Your objective:
Set down the full listing exactly as given. Any pictures are to be left out.

Data extract:
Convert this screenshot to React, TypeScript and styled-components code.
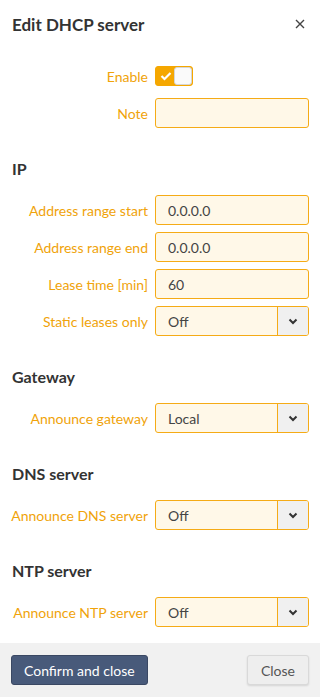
import styled, { createGlobalStyle } from 'styled-components';

const GlobalStyle = createGlobalStyle`
  html, body {
    margin: 0;
    padding: 0;
    background: #fff;
  }
  body {
    font-family: Lato, 'Open Sans', sans-serif;
    font-size: 14px;
    color: #333;
  }
`;

const Dialog = styled.div`
  width: 320px;
  height: 697px;
  display: flex;
  flex-direction: column;
  background: #fff;
`;

const Header = styled.div`
  height: 48px;
  display: flex;
  align-items: center;
  justify-content: space-between;
  padding: 0 14px 0 12px;
  box-sizing: border-box;

  h1 {
    margin: 0;
    font-size: 17px;
    font-weight: 700;
    color: #333;
  }
`;

const CloseX = styled.button`
  border: 0;
  background: none;
  padding: 0;
  width: 12px;
  height: 12px;
  display: flex;
  align-items: center;
  justify-content: center;
  color: #444;
  cursor: pointer;
`;

const Body = styled.div`
  flex: 1;
  padding: 13px 11px 0 11px;
`;

const Section = styled.div`
  margin-top: 31px;

  h2 {
    margin: 0 0 16px 1px;
    font-size: 16px;
    line-height: 20px;
    font-weight: 700;
    color: #333;
  }
`;

const Row = styled.div`
  display: grid;
  grid-template-columns: 137px 154px;
  column-gap: 7px;
  align-items: center;
  height: 30px;
  & + & {
    margin-top: 7px;
  }
`;

const Label = styled.label`
  text-align: right;
  color: #f0a30a;
  font-size: 14px;
  white-space: nowrap;
`;

const Input = styled.input`
  box-sizing: border-box;
  width: 154px;
  height: 30px;
  border: 1px solid #f5ab16;
  border-radius: 3px;
  background: #fff8e8;
  padding: 0 12px;
  font-family: inherit;
  font-size: 14px;
  color: #444;
  outline: none;
`;

const SelectBox = styled.div`
  box-sizing: border-box;
  width: 154px;
  height: 30px;
  border: 1px solid #f5ab16;
  border-radius: 3px;
  background: #fff8e8;
  display: flex;
  overflow: hidden;
`;

const SelectValue = styled.div`
  flex: 1;
  display: flex;
  align-items: center;
  padding: 0 12px;
  color: #444;
  font-size: 14px;
`;

const SelectArrow = styled.div`
  width: 30px;
  border-left: 1px solid #f5ab16;
  background: #f0f0f0;
  display: flex;
  align-items: center;
  justify-content: center;
  color: #333;
`;

const Toggle = styled.div`
  box-sizing: border-box;
  width: 38px;
  height: 20px;
  border-radius: 3px;
  background: #f5a700;
  border: 1px solid #f5a700;
  display: flex;
  align-items: center;
  justify-content: space-between;
  padding-left: 4px;
`;

const Knob = styled.div`
  box-sizing: border-box;
  width: 18px;
  height: 18px;
  background: #fafafa;
  border: 1px solid #d6d6d6;
  border-radius: 3px;
`;

const Footer = styled.div`
  height: 54px;
  background: #f1f1f1;
  display: flex;
  align-items: center;
  justify-content: space-between;
  padding: 0 11px;
  box-sizing: border-box;
`;

const Button = styled.button<{ $primary?: boolean }>`
  height: 30px;
  box-sizing: border-box;
  border-radius: 3px;
  font-family: inherit;
  font-size: 14px;
  padding: 0 ${(p) => (p.$primary ? '12px' : '13px')};
  border: 1px solid ${(p) => (p.$primary ? '#3a4863' : '#d9d9d9')};
  background: ${(p) => (p.$primary ? '#485a7a' : '#eeeeee')};
  color: ${(p) => (p.$primary ? '#fff' : '#555')};
  box-shadow: ${(p) => (p.$primary ? 'none' : '0 1px 2px rgba(0,0,0,0.12)')};
`;

const Chevron = () => (
  <svg width="10" height="7" viewBox="0 0 10 7">
    <path d="M1.5 1.5 L5 5 L8.5 1.5" fill="none" stroke="#333" strokeWidth="2" />
  </svg>
);

const Select = ({ value }: { value: string }) => (
  <SelectBox>
    <SelectValue>{value}</SelectValue>
    <SelectArrow>
      <Chevron />
    </SelectArrow>
  </SelectBox>
);

export default function App() {
  return (
    <>
      <GlobalStyle />
      <Dialog>
        <Header>
          <h1>Edit DHCP server</h1>
          <CloseX aria-label="Close">
            <svg width="10" height="10" viewBox="0 0 10 10">
              <path d="M1 1 L9 9 M9 1 L1 9" stroke="#444" strokeWidth="1.4" />
            </svg>
          </CloseX>
        </Header>
        <Body>
          <Row>
            <Label>Enable</Label>
            <Toggle>
              <svg width="12" height="10" viewBox="0 0 12 10">
                <path d="M1.5 5 L4.5 8 L10.5 2" fill="none" stroke="#fff" strokeWidth="2.2" />
              </svg>
              <Knob />
            </Toggle>
          </Row>
          <Row>
            <Label>Note</Label>
            <Input defaultValue="" />
          </Row>

          <Section>
            <h2>IP</h2>
            <Row>
              <Label>Address range start</Label>
              <Input defaultValue="0.0.0.0" />
            </Row>
            <Row>
              <Label>Address range end</Label>
              <Input defaultValue="0.0.0.0" />
            </Row>
            <Row>
              <Label>Lease time [min]</Label>
              <Input defaultValue="60" />
            </Row>
            <Row>
              <Label>Static leases only</Label>
              <Select value="Off" />
            </Row>
          </Section>

          <Section>
            <h2>Gateway</h2>
            <Row>
              <Label>Announce gateway</Label>
              <Select value="Local" />
            </Row>
          </Section>

          <Section>
            <h2>DNS server</h2>
            <Row>
              <Label>Announce DNS server</Label>
              <Select value="Off" />
            </Row>
          </Section>

          <Section>
            <h2>NTP server</h2>
            <Row>
              <Label>Announce NTP server</Label>
              <Select value="Off" />
            </Row>
          </Section>
        </Body>
        <Footer>
          <Button $primary>Confirm and close</Button>
          <Button>Close</Button>
        </Footer>
      </Dialog>
    </>
  );
}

The output:
Convert this screenshot to React, TypeScript and styled-components code.
import styled, { createGlobalStyle } from 'styled-components';

const GlobalStyle = createGlobalStyle`
  html, body {
    margin: 0;
    padding: 0;
    background: #fff;
  }
  body {
    font-family: Lato, 'Open Sans', sans-serif;
    font-size: 14px;
    color: #333;
  }
`;

const Dialog = styled.div`
  width: 320px;
  height: 697px;
  display: flex;
  flex-direction: column;
  background: #fff;
`;

const Header = styled.div`
  height: 48px;
  display: flex;
  align-items: center;
  justify-content: space-between;
  padding: 0 14px 0 12px;
  box-sizing: border-box;

  h1 {
    margin: 0;
    font-size: 17px;
    font-weight: 700;
    color: #333;
  }
`;

const CloseX = styled.button`
  border: 0;
  background: none;
  padding: 0;
  width: 12px;
  height: 12px;
  display: flex;
  align-items: center;
  justify-content: center;
  color: #444;
  cursor: pointer;
`;

const Body = styled.div`
  flex: 1;
  padding: 13px 11px 0 11px;
`;

const Section = styled.div`
  margin-top: 31px;

  h2 {
    margin: 0 0 16px 1px;
    font-size: 16px;
    line-height: 20px;
    font-weight: 700;
    color: #333;
  }
`;

const Row = styled.div`
  display: grid;
  grid-template-columns: 137px 154px;
  column-gap: 7px;
  align-items: center;
  height: 30px;
  & + & {
    margin-top: 7px;
  }
`;

const Label = styled.label`
  text-align: right;
  color: #f0a30a;
  font-size: 14px;
  white-space: nowrap;
`;

const Input = styled.input`
  box-sizing: border-box;
  width: 154px;
  height: 30px;
  border: 1px solid #f5ab16;
  border-radius: 3px;
  background: #fff8e8;
  padding: 0 12px;
  font-family: inherit;
  font-size: 14px;
  color: #444;
  outline: none;
`;

const SelectBox = styled.div`
  box-sizing: border-box;
  width: 154px;
  height: 30px;
  border: 1px solid #f5ab16;
  border-radius: 3px;
  background: #fff8e8;
  display: flex;
  overflow: hidden;
`;

const SelectValue = styled.div`
  flex: 1;
  display: flex;
  align-items: center;
  padding: 0 12px;
  color: #444;
  font-size: 14px;
`;

const SelectArrow = styled.div`
  width: 30px;
  border-left: 1px solid #f5ab16;
  background: #f0f0f0;
  display: flex;
  align-items: center;
  justify-content: center;
  color: #333;
`;

const Toggle = styled.div`
  box-sizing: border-box;
  width: 38px;
  height: 20px;
  border-radius: 3px;
  background: #f5a700;
  border: 1px solid #f5a700;
  display: flex;
  align-items: center;
  justify-content: space-between;
  padding-left: 4px;
`;

const Knob = styled.div`
  box-sizing: border-box;
  width: 18px;
  height: 18px;
  background: #fafafa;
  border: 1px solid #d6d6d6;
  border-radius: 3px;
`;

const Footer = styled.div`
  height: 54px;
  background: #f1f1f1;
  display: flex;
  align-items: center;
  justify-content: space-between;
  padding: 0 11px;
  box-sizing: border-box;
`;

const Button = styled.button<{ $primary?: boolean }>`
  height: 30px;
  box-sizing: border-box;
  border-radius: 3px;
  font-family: inherit;
  font-size: 14px;
  padding: 0 ${(p) => (p.$primary ? '12px' : '13px')};
  border: 1px solid ${(p) => (p.$primary ? '#3a4863' : '#d9d9d9')};
  background: ${(p) => (p.$primary ? '#485a7a' : '#eeeeee')};
  color: ${(p) => (p.$primary ? '#fff' : '#555')};
  box-shadow: ${(p) => (p.$primary ? 'none' : '0 1px 2px rgba(0,0,0,0.12)')};
`;

const Chevron = () => (
  <svg width="10" height="7" viewBox="0 0 10 7">
    <path d="M1.5 1.5 L5 5 L8.5 1.5" fill="none" stroke="#333" strokeWidth="2" />
  </svg>
);

const Select = ({ value }: { value: string }) => (
  <SelectBox>
    <SelectValue>{value}</SelectValue>
    <SelectArrow>
      <Chevron />
    </SelectArrow>
  </SelectBox>
);

export default function App() {
  return (
    <>
      <GlobalStyle />
      <Dialog>
        <Header>
          <h1>Edit DHCP server</h1>
          <CloseX aria-label="Close">
            <svg width="10" height="10" viewBox="0 0 10 10">
              <path d="M1 1 L9 9 M9 1 L1 9" stroke="#444" strokeWidth="1.4" />
            </svg>
          </CloseX>
        </Header>
        <Body>
          <Row>
            <Label>Enable</Label>
            <Toggle>
              <svg width="12" height="10" viewBox="0 0 12 10">
                <path d="M1.5 5 L4.5 8 L10.5 2" fill="none" stroke="#fff" strokeWidth="2.2" />
              </svg>
              <Knob />
            </Toggle>
          </Row>
          <Row>
            <Label>Note</Label>
            <Input defaultValue="" />
          </Row>

          <Section>
            <h2>IP</h2>
            <Row>
              <Label>Address range start</Label>
              <Input defaultValue="0.0.0.0" />
            </Row>
            <Row>
              <Label>Address range end</Label>
              <Input defaultValue="0.0.0.0" />
            </Row>
            <Row>
              <Label>Lease time [min]</Label>
              <Input defaultValue="60" />
            </Row>
            <Row>
              <Label>Static leases only</Label>
              <Select value="Off" />
            </Row>
          </Section>

          <Section>
            <h2>Gateway</h2>
            <Row>
              <Label>Announce gateway</Label>
              <Select value="Local" />
            </Row>
          </Section>

          <Section>
            <h2>DNS server</h2>
            <Row>
              <Label>Announce DNS server</Label>
              <Select value="Off" />
            </Row>
          </Section>

          <Section>
            <h2>NTP server</h2>
            <Row>
              <Label>Announce NTP server</Label>
              <Select value="Off" />
            </Row>
          </Section>
        </Body>
        <Footer>
          <Button $primary>Confirm and close</Button>
          <Button>Close</Button>
        </Footer>
      </Dialog>
    </>
  );
}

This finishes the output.